Third: the sim-to-real gap becomes a first-class requirement in its own right. Every simulation-verified requirement carries an implicit assumption: that the simulated environment is a sufficiently accurate model of the real world for the requirement’s domain. When Waabi moves trucks from Waabi World onto Texas highways, they are not simply “confirming” simulation results. They are generating evidence about the fidelity of the simulation model itself — specifically, about which requirements were correctly verified in simulation and which were verified against a model that diverged from reality.

Managing this loop — using real-world data to bound simulation fidelity, using bounded fidelity to scope simulation verification claims, and propagating fidelity bounds back to requirement status — is a continuous process. It requires traceability infrastructure that connects physical test observations to simulation model parameters to requirement verification status. In most programs running conventional requirements management tools, that loop is closed manually, slowly, and incompletely.

What Waabi Is Actually Doing Well

Waabi World’s technical architecture addresses the scenario coverage problem more directly than most industry observers credit. The use of learned world models — neural representations of sensor behavior, environmental conditions, and agent interactions — allows Waabi to synthesize scenarios that are drawn from the actual distribution of real-world driving rather than from an engineer’s imagination. When a real-world encounter produces a novel sensor artifact, that artifact can be incorporated into the simulation model and immediately used to generate thousands of synthetic variants. The feedback loop between real-world data collection and simulation model update is substantially tighter than in hand-authored simulation environments.

This matters for requirements verification because it changes the nature of scenario coverage gaps. In a hand-authored simulator, a gap in scenario coverage is invisible until someone explicitly adds a new scenario type. In a learned simulator, coverage gaps are bounded by the distribution of the training data — which means they can be estimated, tracked, and systematically reduced as real-world data accumulates. The gap is not eliminated, but it is tractable in a way that hand-authored simulation gaps are not.

Waabi’s focus on long-haul trucking on structured highway environments also represents sound systems engineering judgment. The operational design domain is narrow by design. Highway trucking between fixed terminal pairs has a dramatically smaller scenario space than urban robotaxi operation. That domain restriction makes simulation-first validation more tractable, makes scenario coverage claims more defensible, and makes the sim-to-real gap smaller and more characterizable. It is not a concession to technical difficulty — it is a deliberate architecture choice that makes the requirements verification problem more tractable.

Where the Approach Leaves Open Questions

The clearest unresolved challenge is not technical — it is institutional. Simulation-generated verification evidence does not yet have an established pathway to regulatory acceptance in the United States. The FHWA, FMCSA, and NHTSA have not published frameworks for evaluating simulation-based safety cases with the same specificity as physical test standards. Waabi, like every simulation-first autonomy program, is operating in a regulatory environment that was built around the assumption that verification means physical testing.
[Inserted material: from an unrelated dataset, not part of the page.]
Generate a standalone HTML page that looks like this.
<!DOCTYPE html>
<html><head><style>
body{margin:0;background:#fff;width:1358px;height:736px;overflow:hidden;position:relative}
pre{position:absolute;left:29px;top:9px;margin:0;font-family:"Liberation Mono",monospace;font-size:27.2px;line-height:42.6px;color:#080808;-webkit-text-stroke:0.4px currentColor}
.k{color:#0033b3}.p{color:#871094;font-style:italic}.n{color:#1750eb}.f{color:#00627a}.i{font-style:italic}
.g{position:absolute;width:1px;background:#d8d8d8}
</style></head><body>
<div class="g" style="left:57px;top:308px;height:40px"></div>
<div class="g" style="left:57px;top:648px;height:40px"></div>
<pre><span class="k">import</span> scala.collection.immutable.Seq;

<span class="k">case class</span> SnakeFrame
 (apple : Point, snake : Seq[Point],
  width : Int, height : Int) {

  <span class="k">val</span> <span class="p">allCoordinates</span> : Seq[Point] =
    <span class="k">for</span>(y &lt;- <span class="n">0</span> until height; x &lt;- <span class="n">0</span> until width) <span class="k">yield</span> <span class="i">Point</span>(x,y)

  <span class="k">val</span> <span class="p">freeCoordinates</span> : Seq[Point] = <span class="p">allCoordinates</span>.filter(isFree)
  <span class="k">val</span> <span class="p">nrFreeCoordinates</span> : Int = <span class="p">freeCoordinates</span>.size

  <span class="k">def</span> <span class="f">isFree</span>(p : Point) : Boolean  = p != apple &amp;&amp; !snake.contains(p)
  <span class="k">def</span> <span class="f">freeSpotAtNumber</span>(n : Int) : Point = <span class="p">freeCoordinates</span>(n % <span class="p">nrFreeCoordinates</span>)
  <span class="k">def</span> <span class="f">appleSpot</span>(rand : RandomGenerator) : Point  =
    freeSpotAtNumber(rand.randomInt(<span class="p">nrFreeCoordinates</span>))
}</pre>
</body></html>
The practical implication is that Waabi’s engineering team must maintain two parallel verification arguments: the simulation-based argument that drives internal development decisions, and the real-world operational record that forms the externally legible safety case. That duplication is not inefficiency — it is a necessary response to the regulatory environment — but it means that the productivity gains from simulation-first development are partially offset by the cost of maintaining that parallel evidence base.

The second open question is auditable traceability of probabilistic verification claims. When a requirement is verified against a distribution of 500,000 synthetic scenarios, the verification record is not a single pass/fail data point — it is a statistical summary over a scenario set that itself has provenance (how were the scenarios generated? what distributions were sampled? what was the simulation model version?). Capturing that provenance in a form that is auditable, reproducible, and traceable to the originating requirement is a tooling problem that the industry has not fully solved. Modern graph-based requirements platforms are better positioned to represent this kind of evidence structure than legacy document-based tools, but even they require careful schema design to handle probabilistic verification records correctly.
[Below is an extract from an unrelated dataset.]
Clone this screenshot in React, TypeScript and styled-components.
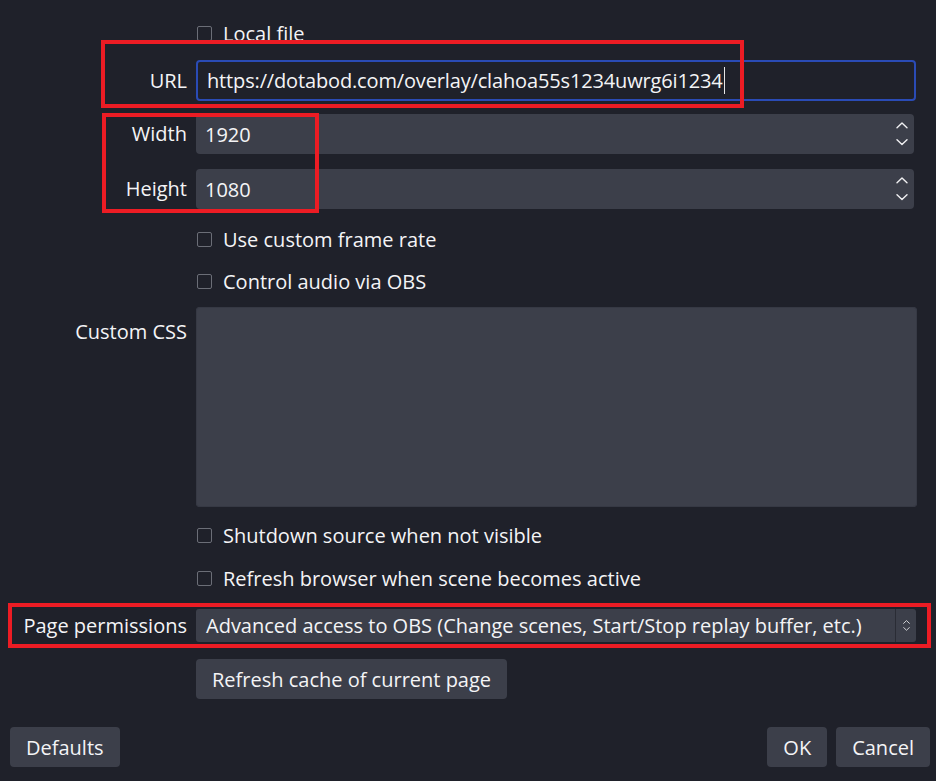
import styled, { createGlobalStyle } from 'styled-components'

const GlobalStyle = createGlobalStyle`
  html, body {
    margin: 0;
    padding: 0;
    background: #1f212a;
  }
  body {
    font-family: "Open Sans", "Noto Sans", sans-serif;
    color: #f4f4f6;
  }
`

const ui = {
  Page: styled.div`
    position: relative;
    width: 936px;
    height: 781px;
    overflow: hidden;
    background: #1f212a;
    font-size: 20px;
  `,
  Form: styled.div`
    display: flex;
    flex-direction: column;
    padding: 18px 20px 0 0;
  `,
  Row: styled.div<{ $gap: number; $align?: string }>`
    display: grid;
    grid-template-columns: 187px 1fr;
    column-gap: 9px;
    align-items: ${({ $align }) => $align || 'center'};
    margin-top: ${({ $gap }) => $gap}px;
  `,
  Label: styled.div<{ $padTop?: number }>`
    text-align: right;
    line-height: 26px;
    padding-top: ${({ $padTop }) => $padTop || 0}px;
    white-space: nowrap;
  `,
  UrlInput: styled.div`
    height: 41px;
    box-sizing: border-box;
    border: 2px solid #2a4bb5;
    border-radius: 4px;
    display: flex;
    align-items: center;
    padding-left: 9px;
    background: #1f212a;
    white-space: nowrap;
    letter-spacing: -0.15px;
  `,
  Caret: styled.span`
    display: inline-block;
    width: 1px;
    height: 27px;
    margin-left: 1px;
    background: #e6e6e6;
  `,
  Spin: styled.div`
    height: 40px;
    margin-right: 2px;
    border-radius: 4px;
    background: #3c3f4a;
    display: flex;
    align-items: center;
    justify-content: space-between;
    padding: 0 6px 0 9px;
  `,
  Arrows: styled.div<{ $gap: number }>`
    display: flex;
    flex-direction: column;
    gap: ${({ $gap }) => $gap}px;
  `,
  Check: styled.label`
    grid-column: 2;
    height: 30px;
    display: flex;
    align-items: center;
    gap: 11px;
    padding-left: 1px;
  `,
  Box: styled.span`
    width: 15px;
    height: 15px;
    box-sizing: border-box;
    border: 1.5px solid #6b6e77;
    border-radius: 2px;
  `,
  TextArea: styled.div`
    height: 200px;
    margin-right: -1px;
    border-radius: 4px;
    background: #3c3f4a;
    box-shadow: inset 0 0 0 1px #363944;
  `,
  Select: styled.div`
    height: 33px;
    display: flex;
    align-items: stretch;
    border-radius: 3px;
    background: #3c3f4a;
    overflow: hidden;
  `,
  SelectText: styled.div`
    flex: 1;
    display: flex;
    align-items: center;
    padding-left: 10px;
    white-space: nowrap;
  `,
  SelectArrow: styled.div`
    width: 20px;
    border-left: 1px solid #2a2c35;
    display: flex;
    align-items: center;
    justify-content: center;
  `,
  Button: styled.button`
    font-family: "Open Sans", "Noto Sans", sans-serif;
    font-size: 20px;
    color: #f4f4f6;
    height: 40px;
    padding: 0 16px;
    border: none;
    border-radius: 4px;
    background: #3c3f4a;
  `,
  CacheRow: styled.div`
    display: flex;
    margin-top: 17px;
    padding-left: 196px;
  `,
  Footer: styled.div`
    display: flex;
    align-items: center;
    gap: 9px;
    margin-top: 28px;
    padding: 0 6px 0 10px;
  `,
  Spacer: styled.div`
    flex: 1;
  `,
  Mark: styled.div<{ $x: number; $y: number; $w: number; $h: number }>`
    position: absolute;
    left: ${({ $x }) => $x}px;
    top: ${({ $y }) => $y}px;
    width: ${({ $w }) => $w}px;
    height: ${({ $h }) => $h}px;
    box-sizing: border-box;
    border: 4px solid #ec1c24;
    pointer-events: none;
  `
}

const Chevron = ({ up, size = 12 }: { up?: boolean; size?: number }) => (
  <svg width={size} height={size * 0.55} viewBox="0 0 12 6.6" fill="none">
    <path
      d={up ? 'M1 5.8 L6 1 L11 5.8' : 'M1 0.8 L6 5.6 L11 0.8'}
      stroke="#f0f0f2"
      strokeWidth="1.4"
      strokeLinecap="round"
      strokeLinejoin="round"
    />
  </svg>
)

const SpinBox = ({ value }: { value: string }) => (
  <ui.Spin>
    <span>{value}</span>
    <ui.Arrows $gap={10}>
      <Chevron up />
      <Chevron />
    </ui.Arrows>
  </ui.Spin>
)

const CheckRow = ({ gap, text }: { gap: number; text: string }) => (
  <ui.Row $gap={gap}>
    <ui.Check>
      <ui.Box />
      <span>{text}</span>
    </ui.Check>
  </ui.Row>
)

const App = () => {
  return (
    <>
      <GlobalStyle />
      <ui.Page>
        <ui.Form>
          <CheckRow gap={0} text="Local file" />
          <ui.Row $gap={12}>
            <ui.Label>URL</ui.Label>
            <ui.UrlInput>
              https://dotabod.com/overlay/clahoa55s1234uwrg6i1234
              <ui.Caret />
            </ui.UrlInput>
          </ui.Row>
          <ui.Row $gap={13}>
            <ui.Label>Width</ui.Label>
            <SpinBox value="1920" />
          </ui.Row>
          <ui.Row $gap={15}>
            <ui.Label>Height</ui.Label>
            <SpinBox value="1080" />
          </ui.Row>
          <CheckRow gap={15} text="Use custom frame rate" />
          <CheckRow gap={12} text="Control audio via OBS" />
          <ui.Row $gap={11} $align="start">
            <ui.Label $padTop={12}>Custom CSS</ui.Label>
            <ui.TextArea />
          </ui.Row>
          <CheckRow gap={13} text="Shutdown source when not visible" />
          <CheckRow gap={13} text="Refresh browser when scene becomes active" />
          <ui.Row $gap={16}>
            <ui.Label>Page permissions</ui.Label>
            <ui.Select>
              <ui.SelectText>
                Advanced access to OBS (Change scenes, Start/Stop replay buffer, etc.)
              </ui.SelectText>
              <ui.SelectArrow>
                <ui.Arrows $gap={3}>
                  <Chevron up size={7} />
                  <Chevron size={7} />
                </ui.Arrows>
              </ui.SelectArrow>
            </ui.Select>
          </ui.Row>
        </ui.Form>
        <ui.CacheRow>
          <ui.Button>Refresh cache of current page</ui.Button>
        </ui.CacheRow>
        <ui.Footer>
          <ui.Button>Defaults</ui.Button>
          <ui.Spacer />
          <ui.Button>OK</ui.Button>
          <ui.Button>Cancel</ui.Button>
        </ui.Footer>

        <ui.Mark $x={101} $y={40} $w={643} $h={68} />
        <ui.Mark $x={102} $y={113} $w={217} $h={100} />
        <ui.Mark $x={8} $y={603} $w={923} $h={45} />
      </ui.Page>
    </>
  )
}

export default App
What This Means for the Autonomy Validation Field

Waabi’s simulation-first architecture is a preview of where high-assurance autonomy validation will eventually have to go for the entire industry. The math on road-miles-based validation does not close for tail-risk scenarios at any commercially feasible fleet size. At some point, every serious autonomy program will need to make simulation-generated evidence a primary input to its safety case, not a supplementary one.

The requirements engineering implications of that shift are consequential. Requirements will need to be written with explicit simulation scope and fidelity preconditions. Verification evidence will be statistical, not procedural. Traceability will need to connect real-world observations back to simulation model parameters and forward to requirement verification status. The organizational boundary between test engineering and simulation engineering will dissolve.

The tools that exist today — built around document-centric requirement capture, binary verification status, and manual traceability — will struggle with this model. What the field needs is requirements infrastructure that treats simulation fidelity as a traceable artifact, supports probabilistic verification records natively, and can propagate the real-world feedback loop back to requirement status automatically. Tools like Flow Engineering, which represent requirements as connected graph structures rather than flat documents, are closer to that architecture than legacy platforms — but even they will need to extend their evidence models to handle simulation-provenance data at the scale Waabi’s methodology demands.

Honest Assessment

Waabi is solving a real problem with a technically sound approach. The simulation-first methodology is not hype — it is a direct response to the scalability ceiling of road-miles-based validation, and the company’s technical leadership has the research depth to execute it credibly.

The genuine risks are institutional, not technical. Regulatory frameworks have not caught up. The tooling for managing simulation-based requirements verification evidence at scale does not fully exist. And the commercial timeline for long-haul autonomous trucking continues to be subject to the same infrastructure, insurance, and operational dependencies that have stretched every autonomy program’s horizon.

But the requirements question Waabi is forcing the industry to confront is the right one. If a requirement can only be verified on a public road, at road-test speeds, in conditions that occur at a rate of once per million miles, then it is not a requirement the industry can actually close. Waabi’s bet is that “verifiable in high-fidelity simulation with bounded real-world correspondence” is a better requirements engineering standard than “theoretically verifiable on a road we have not yet driven enough of.” That bet may be correct. The answer will determine how the autonomy industry writes requirements for the next decade.